Rencontres 2018 is also expected to have a strong focus on dark matter, a mysterious substance whose presence has been implied by some features of the universe that theories of gravity can’t explain. Even the Standard Model as it stands can’t explain what dark matter could be either.
Additionally, there is now one new intriguing result in the backdrop. Astronomers recently announced the discovery of some radiation trapped in 13-billion-year-old hydrogen atoms and which could’ve originated from the universe’s first stars. These atoms were found to be cooler than expected, implying they’d been surrounded by something even colder all those years ago. The team that made this discovery suggested based on some calculations that the colder substance could be dark matter.
However, the arXiv preprint server (where physicists upload their papers before they’re published by a journal) soon exploded with arguments both supporting and disputing the result. Strikingly, one set of papers (links here and here) even suggested that the results could be explained if the substance known as dark matter didn’t exist at all. This echoes the controversial ideas of physicists like Erik Verlinde, who thinks dark matter is a red herring that can be chased away using what we already know about quantum mechanics.

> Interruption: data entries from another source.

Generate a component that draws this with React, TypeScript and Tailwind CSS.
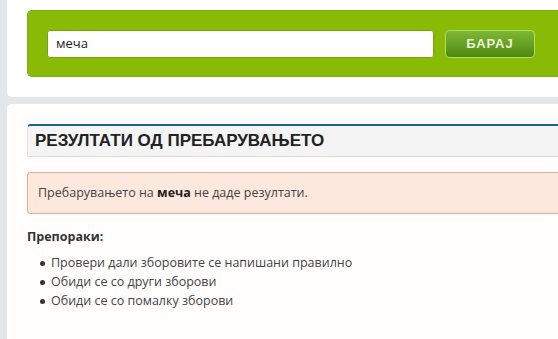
export default function App() {
  const suggestions = [
    'Провери дали зборовите се напишани правилно',
    'Обиди се со други зборови',
    'Обиди се со помалку зборови',
  ]

  return (
    <div className="h-[339px] w-[558px] overflow-hidden bg-[#e4e7e9] pl-[7px] font-['Open_Sans',sans-serif]">
      <div className="h-[97px] rounded-bl-[5px] bg-white pl-[20px] pt-[10px]">
        <div className="flex h-[67px] items-center gap-[11px] rounded-l-[5px] border border-r-0 border-[#7fae08] bg-[#89ba06] pl-[19px]">
          <div className="flex h-[28px] w-[387px] items-center rounded-[3px] border border-[#76a30a] bg-white pl-[8px] text-[13px] text-[#222]">
            меча
          </div>
          <button
            type="button"
            className="h-[28px] w-[90px] rounded-[4px] border border-[#b3dd5c] bg-gradient-to-b from-[#7fb735] to-[#4e8a10] font-['Liberation_Sans',sans-serif] text-[13px] font-bold tracking-[1px] text-[#e9f6d6]"
          >
            БАРАЈ
          </button>
        </div>
      </div>

      <div className="mt-[7px] h-[240px] rounded-tl-[5px] bg-[#fffefd] pl-[20px] pt-[20px]">
        <div className="flex h-[33px] items-center rounded-tl-[4px] border-t-2 border-b border-l border-t-[#1d6585] border-b-[#dcdcdc] border-l-[#e4e4e4] bg-[#f4f4f4] pl-[7px]">
          <h2 className="font-['Liberation_Sans',sans-serif] text-[17px] font-bold text-[#222]">
            РЕЗУЛТАТИ ОД ПРЕБАРУВАЊЕТО
          </h2>
        </div>

        <div className="mt-[15px] flex h-[42px] items-center rounded-l-[4px] border border-r-0 border-[#e5ae93] bg-[#fde8de] pl-[10px] text-[12.5px] text-[#444]">
          <p>
            Пребарувањето на <b className="text-[#222]">меча</b> не даде резултати.
          </p>
        </div>

        <p className="mt-[14px] text-[12.5px] font-bold text-[#333]">Препораки:</p>
        <ul className="mt-[7px] pl-[13px] text-[12.5px] text-[#444]">
          {suggestions.map(s => (
            <li key={s} className="flex h-[19px] items-center gap-[6px]">
              <span className="h-[5px] w-[5px] rounded-full bg-[#333]" />
              {s}
            </li>
          ))}
        </ul>
      </div>
    </div>
  )
}
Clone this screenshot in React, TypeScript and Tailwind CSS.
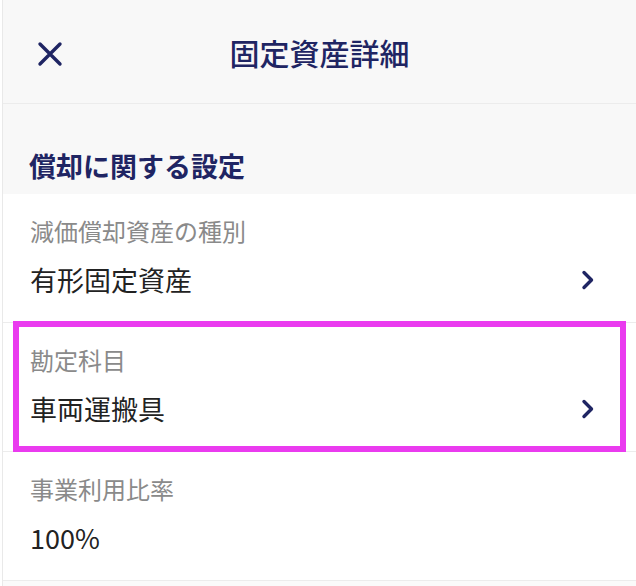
import React from "react";

const navy = "text-[#1f2563]";

function Chevron() {
  return (
    <svg width="14" height="20" viewBox="0 0 14 20" className="shrink-0">
      <path d="M3 2.5 L10.5 10 L3 17.5" fill="none" stroke="#1f2563" strokeWidth="3.4" strokeLinecap="round" strokeLinejoin="round" />
    </svg>
  );
}

function Row({ label, value, link, highlight }: { label: string; value: string; link?: boolean; highlight?: boolean }) {
  return (
    <div className="relative h-[129px] border-b border-[#ececec] bg-white pl-[27px] pr-[41px] pt-[21px]">
      <div className="text-[24px] leading-[32px] text-[#8a8a8a]">{label}</div>
      <div className="mt-[16px] flex items-center justify-between">
        <span className="text-[27px] leading-[34px] text-[#222]">{value}</span>
        {link && <Chevron />}
      </div>
      {/* annotation frame */}
      {highlight && (
        <div className="pointer-events-none absolute -top-[2px] -bottom-[1px] left-[10px] right-[10px] border-[6px] border-[#ea3bef]" />
      )}
    </div>
  );
}

export default function App() {
  return (
    <div className="w-[636px] h-[586px] overflow-hidden bg-white pl-[2px] font-['Noto_Sans_CJK_JP','Noto_Sans',sans-serif]">
      <div className="h-full border-l border-[#e9e9e9] bg-[#fafafa]">
        <header className="relative flex h-[104px] items-center justify-center border-b border-[#ececec] bg-[#f8f8f8]">
          <svg width="26" height="26" viewBox="0 0 26 26" className="absolute left-[34px] top-[41px]">
            <path d="M3 3 L23 23 M23 3 L3 23" stroke="#1f2563" strokeWidth="3.4" strokeLinecap="round" />
          </svg>
          <h1 className={`text-[30px] leading-[36px] font-medium ${navy}`}>固定資産詳細</h1>
        </header>

        <div className="flex h-[90px] items-end bg-[#f8f8f8] pb-[12px] pl-[26px]">
          <h2 className={`text-[27px] leading-[32px] font-bold ${navy}`}>償却に関する設定</h2>
        </div>

        <Row label="減価償却資産の種別" value="有形固定資産" link />
        <Row label="勘定科目" value="車両運搬具" link highlight />
        <Row label="事業利用比率" value="100%" />
      </div>
    </div>
  );
}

In fact, the road to Moriond is itself couched in larger debates about how the smallest building blocks of nature might influence the cosmic origami constantly unfolding around us. Scientists from around the world have been exploring concepts like the arrow of time, the arrangement of galaxies in the universe, dark energy, string theory, naturalness, the multiverse, etc., all of which draw from – and inform, in return – results presented at gatherings like Rencontres 2018. Major policy and financial decisions also hang in the balance, such as whether governments should give scientists billions of dollars more to build larger versions of the LHC or if scientists should adopt more cost-effective approaches that might still yield the answers they’re looking for.
As Tolk said, “An inconsistent experimental result is often what is needed to trigger a fundamental shift in how we understand the laws of nature.”